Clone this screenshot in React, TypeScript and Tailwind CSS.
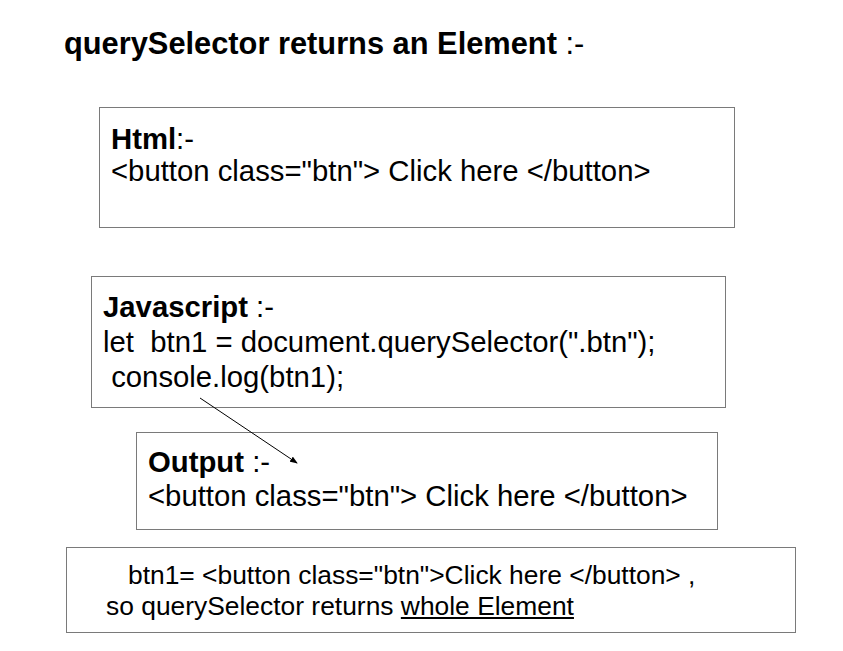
import React from 'react';

const Box = ({ className, children }: { className: string; children: React.ReactNode }) => (
  <div className={`border border-[#7a7a7a] bg-white text-black ${className}`}>{children}</div>
);

const App = () => {
  return (
    <div
      className="relative w-[843px] h-[651px] bg-white text-black overflow-hidden"
      style={{ fontFamily: '"Liberation Sans", Arial, sans-serif' }}
    >
      {/* Title */}
      <h1 className="pt-[27px] pl-[64px] text-[30.8px] leading-[34px] font-bold whitespace-pre">
        querySelector returns an Element <span className="font-normal">:-</span>
      </h1>

      {/* Html */}
      <Box className="ml-[99px] mt-[46px] w-[636px] h-[121px] pl-[11px] pt-[15px] text-[29.3px] leading-[32px]">
        <p>
          <span className="font-bold">Html</span>:-
        </p>
        <p className="whitespace-pre">{'<button class="btn"> Click here </button>'}</p>
      </Box>

      {/* Javascript */}
      <Box className="ml-[91px] mt-[48px] w-[635px] h-[132px] pl-[11px] pt-[12px] text-[29.3px] leading-[35px]">
        <p className="whitespace-pre">
          <span className="font-bold">Javascript</span> :-
        </p>
        <p className="whitespace-pre">{'let  btn1 = document.querySelector(".btn");'}</p>
        <p className="whitespace-pre">{' console.log(btn1);'}</p>
      </Box>

      {/* Output */}
      <Box className="ml-[136px] mt-[24px] w-[582px] h-[98px] pl-[11px] pt-[12px] text-[29.3px] leading-[34px]">
        <p className="whitespace-pre">
          <span className="font-bold">Output</span> :-
        </p>
        <p className="whitespace-pre">{'<button class="btn"> Click here </button>'}</p>
      </Box>

      {/* Summary */}
      <Box className="ml-[66px] mt-[17px] w-[730px] h-[86px] pl-[39px] pt-[12px] text-[26.4px] leading-[31px]">
        <p className="whitespace-pre">{'   btn1= <button class="btn">Click here </button> ,'}</p>
        <p className="whitespace-pre">
          so querySelector returns <span className="underline">whole Element</span>
        </p>
      </Box>

      {/* arrow from console.log to output */}
      <svg className="absolute inset-0 pointer-events-none" width="843" height="651">
        <defs>
          <marker id="head" markerWidth="8" markerHeight="6" refX="7" refY="3" orient="auto" markerUnits="userSpaceOnUse">
            <path d="M0,0 L8,3 L0,6 Z" fill="#000" />
          </marker>
        </defs>
        <line x1="200" y1="398" x2="297" y2="463" stroke="#000" strokeWidth="1" markerEnd="url(#head)" />
      </svg>
    </div>
  );
};

export default App;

**REQUIRED WORK:** Exclude the images and reproduce the remaining data exactly.

**FULL RESPONSE:**
Clone this screenshot in React, TypeScript and Tailwind CSS.
import React from 'react';

const Box = ({ className, children }: { className: string; children: React.ReactNode }) => (
  <div className={`border border-[#7a7a7a] bg-white text-black ${className}`}>{children}</div>
);

const App = () => {
  return (
    <div
      className="relative w-[843px] h-[651px] bg-white text-black overflow-hidden"
      style={{ fontFamily: '"Liberation Sans", Arial, sans-serif' }}
    >
      {/* Title */}
      <h1 className="pt-[27px] pl-[64px] text-[30.8px] leading-[34px] font-bold whitespace-pre">
        querySelector returns an Element <span className="font-normal">:-</span>
      </h1>

      {/* Html */}
      <Box className="ml-[99px] mt-[46px] w-[636px] h-[121px] pl-[11px] pt-[15px] text-[29.3px] leading-[32px]">
        <p>
          <span className="font-bold">Html</span>:-
        </p>
        <p className="whitespace-pre">{'<button class="btn"> Click here </button>'}</p>
      </Box>

      {/* Javascript */}
      <Box className="ml-[91px] mt-[48px] w-[635px] h-[132px] pl-[11px] pt-[12px] text-[29.3px] leading-[35px]">
        <p className="whitespace-pre">
          <span className="font-bold">Javascript</span> :-
        </p>
        <p className="whitespace-pre">{'let  btn1 = document.querySelector(".btn");'}</p>
        <p className="whitespace-pre">{' console.log(btn1);'}</p>
      </Box>

      {/* Output */}
      <Box className="ml-[136px] mt-[24px] w-[582px] h-[98px] pl-[11px] pt-[12px] text-[29.3px] leading-[34px]">
        <p className="whitespace-pre">
          <span className="font-bold">Output</span> :-
        </p>
        <p className="whitespace-pre">{'<button class="btn"> Click here </button>'}</p>
      </Box>

      {/* Summary */}
      <Box className="ml-[66px] mt-[17px] w-[730px] h-[86px] pl-[39px] pt-[12px] text-[26.4px] leading-[31px]">
        <p className="whitespace-pre">{'   btn1= <button class="btn">Click here </button> ,'}</p>
        <p className="whitespace-pre">
          so querySelector returns <span className="underline">whole Element</span>
        </p>
      </Box>

      {/* arrow from console.log to output */}
      <svg className="absolute inset-0 pointer-events-none" width="843" height="651">
        <defs>
          <marker id="head" markerWidth="8" markerHeight="6" refX="7" refY="3" orient="auto" markerUnits="userSpaceOnUse">
            <path d="M0,0 L8,3 L0,6 Z" fill="#000" />
          </marker>
        </defs>
        <line x1="200" y1="398" x2="297" y2="463" stroke="#000" strokeWidth="1" markerEnd="url(#head)" />
      </svg>
    </div>
  );
};

export default App;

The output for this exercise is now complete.